Goal of the exercise: Check each line of the material. Copy those containing "index".

Provided material:
%%
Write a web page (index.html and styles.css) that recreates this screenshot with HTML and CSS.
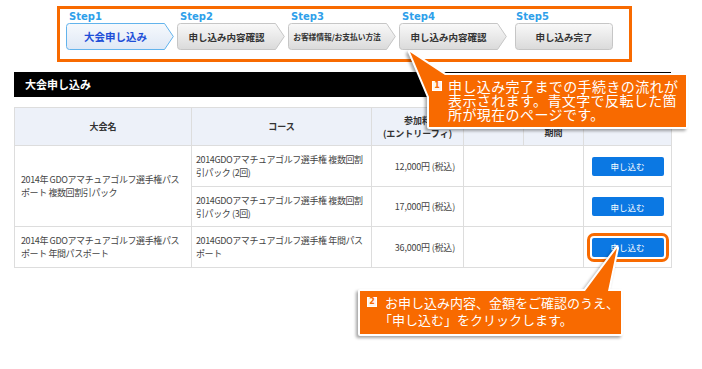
FILE: index.html
```html
<!DOCTYPE html>
<html lang="ja">
<head>
<meta charset="utf-8">
<link rel="stylesheet" href="styles.css">
</head>
<body>
<div class="steps">
  <div class="step active">
    <div class="step-label">Step1</div>
    <div class="shape">
      <svg viewBox="0 0 108 27"><defs><linearGradient id="ga" x1="0" y1="0" x2="0" y2="1"><stop offset="0" stop-color="#f6f9fd"/><stop offset="1" stop-color="#dfe8f5"/></linearGradient></defs><path d="M3.5,0.5 H98.5 L107.3,13.5 L98.5,26.5 H3.5 Q0.5,26.5 0.5,23.5 V3.5 Q0.5,0.5 3.5,0.5 Z" fill="url(#ga)" stroke="#62b3ec"/></svg>
      <span>大会申し込み</span>
    </div>
  </div>
  <div class="step">
    <div class="step-label">Step2</div>
    <div class="shape">
      <svg viewBox="0 0 108 27"><defs><linearGradient id="gg" x1="0" y1="0" x2="0" y2="1"><stop offset="0" stop-color="#f9f9f9"/><stop offset="1" stop-color="#dadada"/></linearGradient></defs><path d="M3.5,0.5 H98.5 L107.3,13.5 L98.5,26.5 H3.5 Q0.5,26.5 0.5,23.5 V3.5 Q0.5,0.5 3.5,0.5 Z" fill="url(#gg)" stroke="#c6c6c6"/></svg>
      <span>申し込み内容確認</span>
    </div>
  </div>
  <div class="step step3">
    <div class="step-label">Step3</div>
    <div class="shape">
      <svg viewBox="0 0 108 27"><path d="M3.5,0.5 H98.5 L107.3,13.5 L98.5,26.5 H3.5 Q0.5,26.5 0.5,23.5 V3.5 Q0.5,0.5 3.5,0.5 Z" fill="url(#gg)" stroke="#c6c6c6"/></svg>
      <span>お客様情報/お支払い方法</span>
    </div>
  </div>
  <div class="step step4">
    <div class="step-label">Step4</div>
    <div class="shape">
      <svg viewBox="0 0 108 27"><path d="M3.5,0.5 H98.5 L107.3,13.5 L98.5,26.5 H3.5 Q0.5,26.5 0.5,23.5 V3.5 Q0.5,0.5 3.5,0.5 Z" fill="url(#gg)" stroke="#c6c6c6"/></svg>
      <span>申し込み内容確認</span>
    </div>
  </div>
  <div class="step step-last">
    <div class="step-label">Step5</div>
    <div class="shape">
      <svg viewBox="0 0 98 27"><rect x="0.5" y="0.5" width="97" height="26" rx="3" fill="url(#gg)" stroke="#c6c6c6"/></svg>
      <span>申し込み完了</span>
    </div>
  </div>
</div>

<section class="section">
  <h2 class="bar">大会申し込み</h2>
  <table class="entry">
    <colgroup>
      <col class="c-name"><col class="c-course"><col class="c-price"><col class="c-a"><col class="c-b"><col class="c-act">
    </colgroup>
    <thead>
      <tr>
        <th>大会名</th>
        <th>コース</th>
        <th>参加料<br>(エントリーフィ)</th>
        <th></th>
        <th><span class="low">期間</span></th>
        <th></th>
      </tr>
    </thead>
    <tbody>
      <tr class="r1">
        <td rowspan="2" class="name">2014年 GDOアマチュアゴルフ選手権パス<br>ポート 複数回割引パック</td>
        <td class="course">2014GDOアマチュアゴルフ選手権 複数回割<br>引パック (2回)</td>
        <td class="price">12,000円 (税込)</td>
        <td colspan="2"></td>
        <td class="act"><button class="btn">申し込む</button></td>
      </tr>
      <tr class="r2">
        <td class="course">2014GDOアマチュアゴルフ選手権 複数回割<br>引パック (3回)</td>
        <td class="price">17,000円 (税込)</td>
        <td colspan="2"></td>
        <td class="act"><button class="btn">申し込む</button></td>
      </tr>
      <tr class="r3">
        <td class="name">2014年 GDOアマチュアゴルフ選手権パス<br>ポート 年間パスポート</td>
        <td class="course">2014GDOアマチュアゴルフ選手権 年間パス<br>ポート</td>
        <td class="price">36,000円 (税込)</td>
        <td colspan="2"></td>
        <td class="act"><button class="btn btn-hl">申し込む</button></td>
      </tr>
    </tbody>
  </table>
</section>

<svg class="overlay" viewBox="0 0 702 369" width="702" height="369">
  <path class="bubble" d="M410,52 L445,75 H686 V127 H429 V97 Z"/>
  <path class="bubble" d="M360,291 H585 L617,248 L608,291 H621 V334 H360 Z"/>
</svg>

<div class="callout callout-1">
  <span class="num">1</span>
  <p class="ctext">申し込み完了までの手続きの流れが<br>表示されます。青文字で反転した箇<br>所が現在のページです。</p>
</div>
<div class="callout callout-2">
  <span class="num">2</span>
  <p class="ctext">お申し込み内容、金額をご確認のうえ、<br><span class="hang">「申し込む」をクリックします。</span></p>
</div>
</body>
</html>
```
FILE: styles.css
```css
* { box-sizing: border-box; }
html, body { margin: 0; padding: 0; }
body {
  width: 702px;
  height: 369px;
  overflow: hidden;
  position: relative;
  background: #fff;
  color: #333;
  font-family: "Noto Sans CJK JP", "Noto Sans", sans-serif;
}

/* steps */
.steps {
  margin: 6px 0 0 57px;
  width: 575px;
  height: 56px;
  border: 3px solid #f86a00;
  padding: 2px 0 0 6px;
  display: flex;
  gap: 3px;
}
.step { width: 108px; display: flex; flex-direction: column; }
.step-last { width: 98px; margin-left: 5px; }
.step-label {
  font-family: "DejaVu Sans", sans-serif;
  font-weight: bold;
  font-size: 10px;
  line-height: 12px;
  height: 12px;
  color: #2e9fea;
  padding-left: 3px;
}
.step-last .step-label { padding-left: 1px; }
.shape { display: grid; height: 27px; }
.shape > * { grid-area: 1 / 1; }
.shape svg { display: block; width: 100%; height: 27px; }
.shape span {
  align-self: center;
  justify-self: center;
  padding-right: 9px;
  font-weight: bold;
  font-size: 9.5px;
  color: #333;
  white-space: nowrap;
}
.step.active .shape span { color: #1e4fd8; font-size: 10.5px; }
.step3 .shape span { font-size: 7.8px; letter-spacing: -0.1px; padding-right: 10px; }
.step-last .shape span { padding-right: 0; }

/* section */
.section { margin: 10px 0 0 14px; width: 657px; }
.bar {
  margin: 0;
  height: 25px;
  background: #000;
  color: #fff;
  font-size: 11px;
  font-weight: bold;
  line-height: 25px;
  padding-left: 11px;
}
.entry {
  margin-top: 10px;
  width: 657px;
  border-collapse: collapse;
  table-layout: fixed;
  font-size: 9px;
}
.c-name { width: 177px; }
.c-course { width: 180px; }
.c-price { width: 92px; }
.c-a { width: 60px; }
.c-b { width: 60px; }
.c-act { width: 88px; }
.entry th, .entry td { border: 1px solid #dddddd; }
.entry th {
  background: #edf1f9;
  font-weight: bold;
  height: 38px;
  line-height: 13px;
  padding: 0;
  color: #333;
}
.entry th .low { display: inline-block; padding-top: 11px; }
.entry td {
  line-height: 13px;
  padding: 0 5px;
  color: #444;
  background: #fff;
  white-space: nowrap;
  letter-spacing: -0.4px;
}
.entry .r1 td, .entry .r3 td { height: 41px; }
.entry .r2 td { height: 40px; }
.entry td.name { padding-left: 6px; }
.entry td.course { padding-left: 4px; }
.entry td.price { text-align: right; padding-right: 8px; letter-spacing: -0.2px; }
.entry td.act { text-align: center; padding: 0; letter-spacing: 0; }
.btn {
  width: 72px;
  height: 19px;
  border: none;
  border-radius: 2px;
  background: #0b78e3;
  color: #fff;
  font-family: "Noto Sans CJK JP", sans-serif;
  font-size: 8.5px;
  padding: 0;
  vertical-align: middle;
}
.btn-hl { outline: 3px solid #f86a00; outline-offset: 2px; }

/* callouts */
.overlay {
  position: absolute;
  left: 0;
  top: 0;
  pointer-events: none;
}
.bubble {
  fill: #f86a00;
  stroke: #fff;
  stroke-width: 4;
  paint-order: stroke;
  stroke-linejoin: round;
  filter: drop-shadow(-2px 2px 1.5px rgba(0, 0, 0, 0.35));
}
.callout {
  position: absolute;
  display: flex;
  align-items: flex-start;
  color: #fff;
}
.callout-1 { left: 429px; top: 75px; width: 257px; height: 52px; padding: 4px 0 0 3px; gap: 6px; }
.callout-2 { left: 360px; top: 291px; width: 261px; height: 43px; padding: 3px 0 0 7px; gap: 8px; }
.num {
  flex: none;
  width: 10px;
  height: 10px;
  margin-top: 2px;
  background: #fff4ec;
  border: 1px solid #fff;
  color: #f86a00;
  font-family: "DejaVu Sans", sans-serif;
  font-weight: bold;
  font-size: 8px;
  line-height: 8px;
  text-align: center;
}
.callout-2 .num { margin-top: 3px; }
.ctext { margin: 0; white-space: nowrap; }
.callout-1 .ctext { font-size: 14px; line-height: 14px; letter-spacing: 0.4px; }
.callout-2 .ctext { font-size: 13px; line-height: 17px; }
.hang { margin-left: -6px; }
```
%%
Answer to the task:
Write a web page (index.html and styles.css) that recreates this screenshot with HTML and CSS.
FILE: index.html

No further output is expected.